Some notes on the Roman domination number and Italian domination number in graphs

An Italian dominating function (or simply, IDF) on a graph G = (V, E) is a function f : V -> {0, 1, 2} that satisfies the property that for every vertex v is an element of V, with f (v) = 0, Sigma(u is an element of N(v)) f(u) >= 2. The weight of an Italian dominating function f is defined as w(f) = f (V) = Sigma(u is an element of V) f(u). The minimum weight among all of the Italian dominating functions on a graph G is called the Italian domination number of G, and is denoted by gamma I(G).

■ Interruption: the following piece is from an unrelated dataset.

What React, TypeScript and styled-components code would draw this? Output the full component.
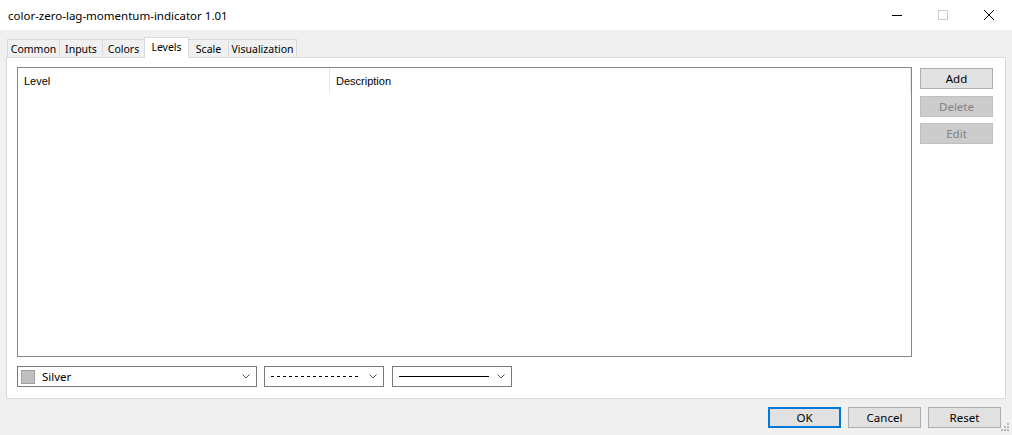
import React from 'react';
import styled, { createGlobalStyle, css } from 'styled-components';

const GlobalStyle = createGlobalStyle`
  * { box-sizing: border-box; }
  html, body { margin: 0; padding: 0; background: #f0f0f0; }
  body { font-family: "Noto Sans", "Open Sans", sans-serif; font-size: 11.5px; color: #000; }
`;

const TABS = [
  { label: 'Common', width: 53 },
  { label: 'Inputs', width: 44 },
  { label: 'Colors', width: 43 },
  { label: 'Levels', width: 45, active: true },
  { label: 'Scale', width: 41 },
  { label: 'Visualization', width: 69 },
];

const Chevron = () => (
  <svg width="8" height="5" viewBox="0 0 8 5">
    <polyline points="0.5,0.5 4,4 7.5,0.5" fill="none" stroke="#5a5a5a" strokeWidth="1" />
  </svg>
);

const ResizeGrip = () => (
  <svg width="12" height="12" viewBox="0 0 12 12">
    {[
      [8, 1], [5, 4], [8, 4], [2, 7], [5, 7], [8, 7],
    ].map(([x, y]) => (
      <rect key={`${x}-${y}`} x={x} y={y} width="2" height="2" fill="#b8b8b8" />
    ))}
  </svg>
);

export default function App() {
  return (
    <Window>
      <GlobalStyle />
      <TitleBar>
        <Title>color-zero-lag-momentum-indicator 1.01</Title>
        <Controls>
          <ControlButton>
            <svg width="10" height="10" viewBox="0 0 10 10">
              <line x1="0" y1="5.5" x2="10" y2="5.5" stroke="#000" strokeWidth="1" />
            </svg>
          </ControlButton>
          <ControlButton>
            <svg width="10" height="10" viewBox="0 0 10 10">
              <rect x="0.5" y="0.5" width="9" height="9" fill="none" stroke="#cccccc" strokeWidth="1" />
            </svg>
          </ControlButton>
          <ControlButton>
            <svg width="10" height="10" viewBox="0 0 10 10">
              <path d="M0 0 L10 10 M10 0 L0 10" stroke="#000" strokeWidth="1" />
            </svg>
          </ControlButton>
        </Controls>
      </TitleBar>

      <Content>
        <TabRow>
          {TABS.map((t) => (
            <Tab key={t.label} $width={t.width} $active={!!t.active}>
              {t.label}
            </Tab>
          ))}
        </TabRow>

        <Panel>
          <MainColumn>
            <ListBox>
              <ListHeader>
                <HeaderCell $width={312}>Level</HeaderCell>
                <HeaderCell $width={581}>Description</HeaderCell>
              </ListHeader>
            </ListBox>

            <ComboRow>
              <Combo $width={240}>
                <ComboValue>
                  <Swatch />
                  <span>Silver</span>
                </ComboValue>
                <Chevron />
              </Combo>
              <Combo $width={120} $gap={7}>
                <ComboValue>
                  <svg width="88" height="3" viewBox="0 0 88 3">
                    <line x1="0" y1="1.5" x2="88" y2="1.5" stroke="#000" strokeWidth="1" strokeDasharray="3 3" />
                  </svg>
                </ComboValue>
                <Chevron />
              </Combo>
              <Combo $width={120} $gap={8}>
                <ComboValue>
                  <svg width="90" height="3" viewBox="0 0 90 3">
                    <line x1="0" y1="1.5" x2="90" y2="1.5" stroke="#000" strokeWidth="1" />
                  </svg>
                </ComboValue>
                <Chevron />
              </Combo>
            </ComboRow>
          </MainColumn>

          <SideButtons>
            <Button $top={1}>Add</Button>
            <Button $top={7} $disabled>Delete</Button>
            <Button $top={6} $disabled>Edit</Button>
          </SideButtons>
        </Panel>

        <DialogButtons>
          <Button $primary>OK</Button>
          <Button>Cancel</Button>
          <Button>Reset</Button>
        </DialogButtons>
      </Content>

      <Grip>
        <ResizeGrip />
      </Grip>
    </Window>
  );
}

const Window = styled.div`
  position: relative;
  width: 1012px;
  height: 435px;
  overflow: hidden;
  display: flex;
  flex-direction: column;
  background: #f0f0f0;
`;

const TitleBar = styled.div`
  height: 30px;
  flex-shrink: 0;
  background: #fff;
  display: flex;
  align-items: center;
  padding-left: 8px;
`;

const Title = styled.div`
  font-size: 11.5px;
  color: #000;
`;

const Controls = styled.div`
  margin-left: auto;
  display: flex;
  height: 100%;
`;

const ControlButton = styled.div`
  width: 46px;
  height: 100%;
  display: flex;
  align-items: center;
  justify-content: center;
`;

const Content = styled.div`
  display: flex;
  flex-direction: column;
  padding: 7px 6px 0 6px;
`;

const TabRow = styled.div`
  display: flex;
  align-items: flex-end;
  height: 20px;
  padding-left: 2px;
`;

const Tab = styled.div<{ $width: number; $active: boolean }>`
  width: ${({ $width }) => $width}px;
  height: 18px;
  margin-left: -1px;
  border: 1px solid #d9d9d9;
  border-bottom: none;
  background: #f0f0f0;
  display: flex;
  align-items: center;
  justify-content: center;
  padding-top: 1px;
  font-size: 10.5px;
  white-space: nowrap;

  ${({ $active }) =>
    $active &&
    css`
      position: relative;
      z-index: 1;
      height: 21px;
      margin-bottom: -1px;
      padding-top: 0;
      padding-bottom: 2px;
      background: #fff;
    `}
`;

const Panel = styled.div`
  width: 1000px;
  height: 342px;
  background: #fff;
  border: 1px solid #d9d9d9;
  padding: 9px 12px 11px 10px;
  display: flex;
  gap: 8px;
`;

const MainColumn = styled.div`
  display: flex;
  flex-direction: column;
  gap: 9px;
`;

const ListBox = styled.div`
  width: 895px;
  height: 290px;
  border: 1px solid #828790;
  background: #fff;
`;

const ListHeader = styled.div`
  display: flex;
  height: 25px;
`;

const HeaderCell = styled.div<{ $width: number }>`
  width: ${({ $width }) => $width}px;
  height: 100%;
  border-right: 1px solid #e5e5e5;
  padding-left: 6px;
  display: flex;
  align-items: center;
  font-family: "Liberation Sans", Arial, sans-serif;
  font-size: 11px;
`;

const ComboRow = styled.div`
  display: flex;
`;

const Combo = styled.div<{ $width: number; $gap?: number }>`
  width: ${({ $width }) => $width}px;
  height: 21px;
  margin-left: ${({ $gap }) => $gap ?? 0}px;
  border: 1px solid #7a7a7a;
  background: #fff;
  display: flex;
  align-items: center;
  padding: 0 6px 0 3px;
`;

const ComboValue = styled.div`
  flex: 1;
  display: flex;
  align-items: center;
  gap: 7px;
  padding-left: 3px;
  min-width: 0;
`;

const Swatch = styled.div`
  width: 14px;
  height: 14px;
  margin-left: -3px;
  background: #c0c0c0;
  border: 1px solid #a0a0a0;
`;

const SideButtons = styled.div`
  display: flex;
  flex-direction: column;
`;

const Button = styled.div<{ $primary?: boolean; $disabled?: boolean; $top?: number }>`
  width: 73px;
  height: 21px;
  margin-top: ${({ $top }) => $top ?? 0}px;
  display: flex;
  align-items: center;
  justify-content: center;
  background: #e1e1e1;
  border: 1px solid #adadad;
  color: #000;
  font-size: 11.5px;

  ${({ $primary }) =>
    $primary &&
    css`
      border: 2px solid #0078d7;
    `}

  ${({ $disabled }) =>
    $disabled &&
    css`
      background: #cccccc;
      border-color: #bfbfbf;
      color: #838383;
    `}
`;

const DialogButtons = styled.div`
  display: flex;
  justify-content: flex-end;
  gap: 7px;
  margin-top: 8px;
  padding-right: 5px;
`;

const Grip = styled.div`
  position: absolute;
  right: 1px;
  bottom: 1px;
  display: flex;
`;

A double Roman dominating function (or simply, DRDF) is a function f : V -> {0, 1, 2, 3} having the property that if f(v) = 0 for a vertex v, then v has at least two adjacent vertices assigned 2 under f or one adjacent vertex assigned 3 under f, and if f(v) = 1, then v has at least one neighbor with f (w) >= 2. The weight of a DRDF f is defined as the sum f (V) =Sigma(u is an element of V) f(u), and the minimum weight of a DRDF on G is the double Roman domination number of G, denoted by gamma dR(G). In this paper we show that gamma dR(G)/2 <= gamma I(G) <= 2 gamma dR(G)/3, and characterize all trees T with gamma I(T) = 2 gamma dR(T)/3.